Comment by kadushka
2 days ago
Yesterday I asked 2.5 Pro, Opus 4, and o3 to convert my Pytorch script from pipeline parallel to regular DDP (convert one form of multi-GPU execution to another). None of the three produced fully correct code. Even when I put together the 3 different versions they produced, and gave it to each model again to analyze the differences, they still could not fully get it to work.
I don't know if o3 Pro would solve my task, but I feel we're still pretty far from the state where I'd struggle to give it a challenging enough problem.
That's not how you do it. Ask it first to create exhaustive tests around the first version. Tell it what to test for. Then, ask to change specific things, one at a time, re-run tests between the steps, and ask it to fix things. Rinse-repeat-review. It is faster than doing by hand, but you still need to be calling the shots.

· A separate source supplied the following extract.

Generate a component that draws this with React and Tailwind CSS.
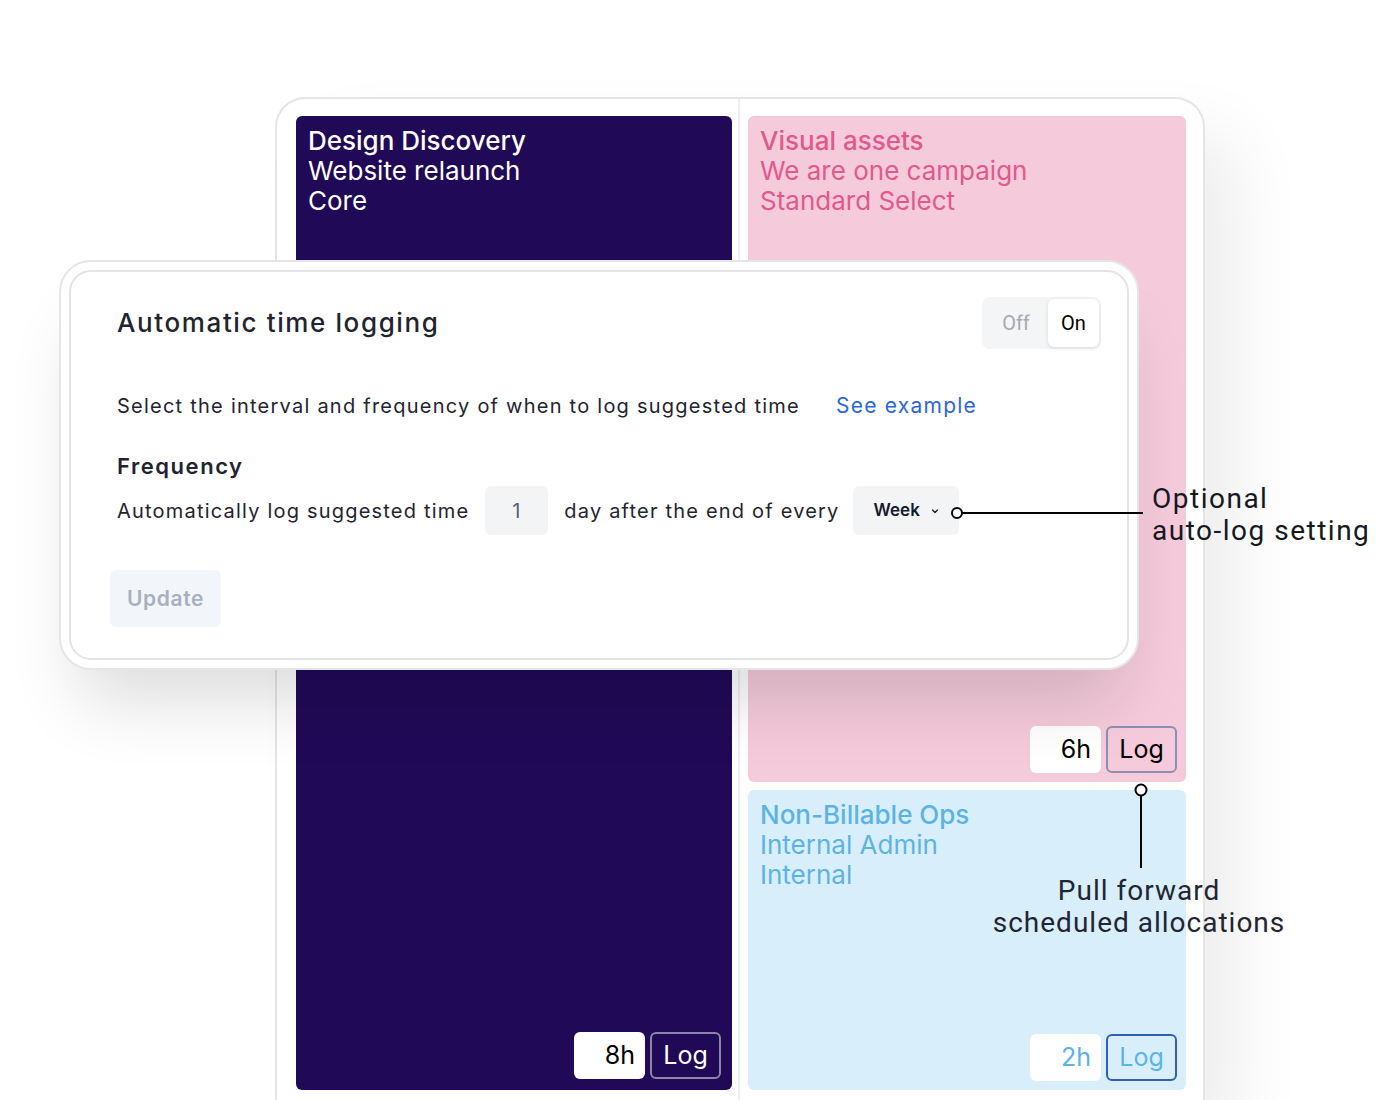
import React from "react";

function HourPair({ hours, hourText, logText, logBorder, logBg }) {
  return (
    <div className="flex gap-[5px]">
      <div className={`w-[71px] h-[47px] rounded-[6px] bg-white flex items-center justify-end pr-[10px] text-[25px] ${hourText}`}>
        {hours}
      </div>
      <div className={`w-[71px] h-[47px] rounded-[6px] border-2 flex items-center justify-center text-[25px] ${logBorder} ${logText} ${logBg}`}>
        Log
      </div>
    </div>
  );
}

export default function App() {
  return (
    <div className="relative w-[1400px] h-[1100px] overflow-hidden bg-white" style={{ fontFamily: "Inter, 'Noto Sans', sans-serif" }}>
      <div className="pl-[275px] pt-[97px]">
        <div className="w-[930px] h-[1030px] rounded-t-[30px] border-2 border-b-0 border-[#e4e5ea] bg-white flex shadow-[40px_30px_70px_-10px_rgba(0,0,0,0.08)]">
          {/* left column */}
          <div className="pl-[19px] pt-[17px] pr-[6px]">
            <div className="w-[436px] h-[974px] rounded-[6px] bg-[#200a57] flex flex-col justify-between p-[11px] pt-[10px]">
              <div className="text-white text-[26px] leading-[30px] pl-[1px]">
                <div className="font-medium">Design Discovery</div>
                <div>Website relaunch</div>
                <div>Core</div>
              </div>
              <div className="flex justify-end">
                <HourPair hours="8h" hourText="text-black" logText="text-white" logBorder="border-[#8b86a8]" logBg="bg-transparent" />
              </div>
            </div>
          </div>
          <div className="w-[2px] bg-[#eceef1]" />
          {/* right column */}
          <div className="pl-[8px] pt-[17px] flex flex-col gap-[8px]">
            <div className="w-[438px] h-[666px] rounded-[6px] bg-[#f5cadb] flex flex-col justify-between p-[9px] pl-[12px] pt-[10px]">
              <div className="text-[#e2598b] text-[26px] leading-[30px]">
                <div className="font-medium">Visual assets</div>
                <div>We are one campaign</div>
                <div>Standard Select</div>
              </div>
              <div className="flex justify-end">
                <HourPair hours="6h" hourText="text-black" logText="text-black" logBorder="border-[#8d8fb2]" logBg="bg-transparent" />
              </div>
            </div>
            <div className="w-[438px] h-[300px] rounded-[6px] bg-[#d8eefb] flex flex-col justify-between p-[9px] pl-[12px] pt-[10px]">
              <div className="text-[#5cb3e6] text-[26px] leading-[30px]">
                <div className="font-medium">Non-Billable Ops</div>
                <div>Internal Admin</div>
                <div>Internal</div>
              </div>
              <div className="flex justify-end">
                <HourPair hours="2h" hourText="text-[#5cb3e6]" logText="text-[#5cb3e6]" logBorder="border-[#2e5fb4]" logBg="bg-transparent" />
              </div>
            </div>
          </div>
        </div>
      </div>

      {/* modal overlay */}
      <div className="absolute left-[59px] top-[260px] w-[1080px] h-[410px] rounded-[32px] border-2 border-[#e4e6ea] bg-white p-[8px] shadow-[0_50px_70px_-20px_rgba(0,0,0,0.14)]">
        <div className="h-full rounded-[22px] border-2 border-[#e2e4e8] pl-[46px] pr-[26px] pt-[25px] text-[#1f2430]">
          <div className="flex items-center justify-between">
            <div className="text-[26px] font-medium leading-[32px] tracking-[0.062em]">Automatic time logging</div>
            <div className="flex items-center h-[52px] w-[119px] rounded-[8px] bg-[#f4f5f7] p-[2px]">
              <div className="w-[64px] text-center text-[20px] text-[#a5a9b3]" style={{ fontFamily: "Roboto, sans-serif" }}>Off</div>
              <div className="flex-1 h-full rounded-[6px] bg-white shadow-[0_1px_4px_rgba(0,0,0,0.12)] flex items-center justify-center text-[20px] text-black" style={{ fontFamily: "Roboto, sans-serif" }}>On</div>
            </div>
          </div>
          <div className="mt-[43px] flex items-center text-[20px] leading-[28px] tracking-[0.062em]">
            <span>Select the interval and frequency of when to log suggested time</span>
            <span className="ml-[36px] text-[21px] text-[#2d66d6]">See example</span>
          </div>
          <div className="mt-[32px] text-[22px] font-semibold leading-[28px] tracking-[0.07em]">Frequency</div>
          <div className="mt-[6px] flex items-center text-[20px] tracking-[0.06em]">
            <span>Automatically log suggested time</span>
            <div className="ml-[16px] w-[63px] h-[49px] rounded-[6px] bg-[#f3f4f6] flex items-center justify-center text-[#55607a]">1</div>
            <span className="ml-[16px]">day after the end of every</span>
            <div className="ml-[13px] w-[106px] h-[49px] rounded-[6px] bg-[#f3f4f6] flex items-center pl-[21px] gap-[10px] tracking-normal">
              <span className="text-[17px] font-semibold text-[#141a2e]">Week</span>
              <svg width="10" height="8" viewBox="0 0 10 8" fill="none">
                <path d="M2.5 3l2.5 2.5 2.5-2.5" stroke="#141a2e" strokeWidth="1.3" strokeLinecap="round" strokeLinejoin="round" />
              </svg>
            </div>
          </div>
          <div className="mt-[35px] -ml-[7px] w-[111px] h-[57px] rounded-[6px] bg-[#f2f6fb] flex items-center justify-center text-[21px] font-semibold text-[#a7b0c0] tracking-[0.03em]">
            Update
          </div>
        </div>
      </div>

      {/* connector to select */}
      <svg className="absolute left-[950px] top-[506px]" width="195" height="14" viewBox="0 0 195 14" fill="none">
        <circle cx="7" cy="7" r="5" stroke="#000" strokeWidth="2" fill="white" />
        <line x1="12" y1="7" x2="193" y2="7" stroke="#000" strokeWidth="2" />
      </svg>
      <div className="absolute left-[1152px] top-[483px] text-[28px] leading-[32px] text-[#151821] tracking-[1.5px]" style={{ fontFamily: "Roboto, sans-serif" }}>
        <div>Optional</div>
        <div>auto-log setting</div>
      </div>

      {/* connector to log */}
      <svg className="absolute left-[1133px] top-[782px]" width="16" height="88" viewBox="0 0 16 88" fill="none">
        <circle cx="8" cy="8" r="5.5" stroke="#000" strokeWidth="2" fill="white" />
        <line x1="8" y1="14" x2="8" y2="86" stroke="#000" strokeWidth="2" />
      </svg>
      <div className="absolute left-[959px] top-[875px] w-[360px] text-center text-[28px] leading-[32px] text-[#1f2533] tracking-[1px]" style={{ fontFamily: "Roboto, sans-serif" }}>
        <div>Pull forward</div>
        <div>scheduled allocations</div>
      </div>
    </div>
  );
}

I just did it myself in the end.
Good for you. OpenAI would rather you rely on it to solve your problems than your own intelligence.
I'm curious how you're prompting. I've performed this sort of dramatic update in both one-shot (Gemini 2.5/o3) and Leader/Agent (ask 2.5/o3 for a detailed roadmap) and then provide that to Claude to execute as an agent.
I find the key is being able to submit your entire codebase to the API as the context. I've only had one situation where the input tokens were beyond o3's limit. In most projects that I work with, a given module and all relevant modules clocks in around 50-100k tokens.
When calling via API, it also means you want to provide the full documentation for the task if it's a new API, etc. This is where the recent o3 price decrease is a godsend.
>I find the key is being able to submit your entire codebase to the API as the context
Am I the only person who works on proprietary code bases? This would get me fired.
You tried to one-shot it? Because context and access to troubleshooting tools is of utmost importance to get good results.